Show each line that has the string "styles" in it.

=== Data shown ===

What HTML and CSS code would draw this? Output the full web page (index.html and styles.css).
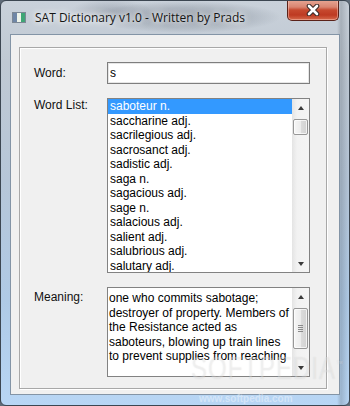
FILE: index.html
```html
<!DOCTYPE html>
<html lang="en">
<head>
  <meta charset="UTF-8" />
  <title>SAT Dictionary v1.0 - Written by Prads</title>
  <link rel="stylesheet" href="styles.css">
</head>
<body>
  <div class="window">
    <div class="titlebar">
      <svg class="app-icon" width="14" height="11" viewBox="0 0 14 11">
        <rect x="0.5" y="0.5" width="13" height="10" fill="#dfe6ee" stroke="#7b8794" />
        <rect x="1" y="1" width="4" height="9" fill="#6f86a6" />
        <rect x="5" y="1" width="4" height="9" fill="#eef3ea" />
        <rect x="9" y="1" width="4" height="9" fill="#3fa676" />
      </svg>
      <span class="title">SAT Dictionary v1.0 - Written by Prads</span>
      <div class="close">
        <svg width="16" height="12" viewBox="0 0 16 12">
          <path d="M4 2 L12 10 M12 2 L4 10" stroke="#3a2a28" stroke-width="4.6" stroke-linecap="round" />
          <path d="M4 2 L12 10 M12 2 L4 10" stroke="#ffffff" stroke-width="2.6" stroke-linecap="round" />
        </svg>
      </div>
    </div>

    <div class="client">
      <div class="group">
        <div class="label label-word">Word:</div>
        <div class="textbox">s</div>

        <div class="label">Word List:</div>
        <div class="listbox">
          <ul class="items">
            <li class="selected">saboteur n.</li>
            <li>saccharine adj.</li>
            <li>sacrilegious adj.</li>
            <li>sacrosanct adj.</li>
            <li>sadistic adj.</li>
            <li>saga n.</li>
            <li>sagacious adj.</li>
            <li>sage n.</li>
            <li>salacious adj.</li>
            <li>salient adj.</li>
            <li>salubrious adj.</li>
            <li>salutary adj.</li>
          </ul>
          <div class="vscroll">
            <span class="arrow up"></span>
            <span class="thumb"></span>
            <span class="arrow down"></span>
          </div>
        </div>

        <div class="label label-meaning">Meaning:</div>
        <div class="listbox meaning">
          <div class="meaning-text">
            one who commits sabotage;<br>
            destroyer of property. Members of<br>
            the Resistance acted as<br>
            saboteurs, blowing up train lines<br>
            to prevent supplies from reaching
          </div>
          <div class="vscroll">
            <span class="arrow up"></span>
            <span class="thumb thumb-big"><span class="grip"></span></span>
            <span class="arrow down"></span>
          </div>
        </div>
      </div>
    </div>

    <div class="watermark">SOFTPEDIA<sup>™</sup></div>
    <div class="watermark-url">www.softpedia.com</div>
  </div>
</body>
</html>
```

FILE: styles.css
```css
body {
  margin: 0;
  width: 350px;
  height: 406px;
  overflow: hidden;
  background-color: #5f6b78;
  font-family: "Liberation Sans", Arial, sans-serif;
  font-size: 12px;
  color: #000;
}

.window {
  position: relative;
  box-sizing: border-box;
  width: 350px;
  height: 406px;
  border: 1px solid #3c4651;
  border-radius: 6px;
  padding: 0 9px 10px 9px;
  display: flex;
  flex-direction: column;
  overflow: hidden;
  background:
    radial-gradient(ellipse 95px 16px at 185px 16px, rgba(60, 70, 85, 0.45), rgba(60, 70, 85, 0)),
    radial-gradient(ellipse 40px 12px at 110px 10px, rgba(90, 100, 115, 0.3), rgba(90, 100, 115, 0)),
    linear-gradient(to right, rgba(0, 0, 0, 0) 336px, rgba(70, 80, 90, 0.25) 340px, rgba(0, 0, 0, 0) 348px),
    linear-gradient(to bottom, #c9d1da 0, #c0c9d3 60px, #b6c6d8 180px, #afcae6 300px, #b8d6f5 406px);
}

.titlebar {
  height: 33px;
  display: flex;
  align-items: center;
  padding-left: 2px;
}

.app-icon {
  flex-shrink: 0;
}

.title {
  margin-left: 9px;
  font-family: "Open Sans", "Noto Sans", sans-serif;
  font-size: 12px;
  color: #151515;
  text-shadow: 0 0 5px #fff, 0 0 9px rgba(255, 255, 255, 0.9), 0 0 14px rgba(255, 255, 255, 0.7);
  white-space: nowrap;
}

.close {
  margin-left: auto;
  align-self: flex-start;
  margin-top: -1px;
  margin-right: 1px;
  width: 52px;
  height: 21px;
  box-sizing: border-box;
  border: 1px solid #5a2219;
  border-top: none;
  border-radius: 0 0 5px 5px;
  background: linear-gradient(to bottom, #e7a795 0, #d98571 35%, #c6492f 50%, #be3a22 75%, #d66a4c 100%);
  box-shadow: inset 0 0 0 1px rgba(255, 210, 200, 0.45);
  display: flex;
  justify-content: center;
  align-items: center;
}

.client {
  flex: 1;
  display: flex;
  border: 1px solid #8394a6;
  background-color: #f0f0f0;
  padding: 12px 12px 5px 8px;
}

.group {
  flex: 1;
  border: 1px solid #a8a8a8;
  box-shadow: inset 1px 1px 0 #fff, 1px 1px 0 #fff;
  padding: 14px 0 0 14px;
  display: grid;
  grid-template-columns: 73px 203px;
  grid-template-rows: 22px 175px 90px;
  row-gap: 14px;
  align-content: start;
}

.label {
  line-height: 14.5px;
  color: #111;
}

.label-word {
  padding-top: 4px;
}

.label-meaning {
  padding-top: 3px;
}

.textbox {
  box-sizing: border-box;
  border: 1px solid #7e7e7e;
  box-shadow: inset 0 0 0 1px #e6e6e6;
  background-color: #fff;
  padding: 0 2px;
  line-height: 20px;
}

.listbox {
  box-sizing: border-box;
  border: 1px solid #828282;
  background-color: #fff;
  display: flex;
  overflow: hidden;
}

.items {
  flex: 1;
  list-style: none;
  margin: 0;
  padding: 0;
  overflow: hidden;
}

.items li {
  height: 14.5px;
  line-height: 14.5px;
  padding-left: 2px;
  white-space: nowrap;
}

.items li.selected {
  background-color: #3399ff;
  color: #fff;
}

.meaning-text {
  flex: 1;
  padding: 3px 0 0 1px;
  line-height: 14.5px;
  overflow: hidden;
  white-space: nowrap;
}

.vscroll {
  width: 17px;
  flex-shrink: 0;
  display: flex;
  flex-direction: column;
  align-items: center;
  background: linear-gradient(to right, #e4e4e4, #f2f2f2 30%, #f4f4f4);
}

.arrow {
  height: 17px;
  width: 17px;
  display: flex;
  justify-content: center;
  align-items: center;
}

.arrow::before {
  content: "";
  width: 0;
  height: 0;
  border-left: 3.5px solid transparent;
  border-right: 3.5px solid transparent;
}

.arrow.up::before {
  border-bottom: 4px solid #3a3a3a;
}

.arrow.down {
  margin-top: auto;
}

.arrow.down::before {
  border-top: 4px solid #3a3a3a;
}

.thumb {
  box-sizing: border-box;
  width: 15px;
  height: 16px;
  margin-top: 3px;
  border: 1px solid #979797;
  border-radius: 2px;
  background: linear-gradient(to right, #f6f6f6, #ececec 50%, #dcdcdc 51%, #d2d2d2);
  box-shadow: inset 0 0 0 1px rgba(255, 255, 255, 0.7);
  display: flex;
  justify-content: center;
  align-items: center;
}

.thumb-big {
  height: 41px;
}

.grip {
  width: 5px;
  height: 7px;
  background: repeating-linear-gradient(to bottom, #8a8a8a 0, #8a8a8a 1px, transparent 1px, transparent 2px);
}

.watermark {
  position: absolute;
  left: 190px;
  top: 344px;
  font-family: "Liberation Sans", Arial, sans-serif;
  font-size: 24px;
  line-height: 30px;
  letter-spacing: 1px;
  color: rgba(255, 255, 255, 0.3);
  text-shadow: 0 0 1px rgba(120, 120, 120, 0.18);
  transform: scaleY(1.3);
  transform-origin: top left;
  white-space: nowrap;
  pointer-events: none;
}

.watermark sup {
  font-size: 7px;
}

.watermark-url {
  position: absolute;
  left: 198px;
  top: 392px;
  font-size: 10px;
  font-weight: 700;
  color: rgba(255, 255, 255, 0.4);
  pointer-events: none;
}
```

===

### Result of the task
What HTML and CSS code would draw this? Output the full web page (index.html and styles.css).
  <link rel="stylesheet" href="styles.css">
FILE: styles.css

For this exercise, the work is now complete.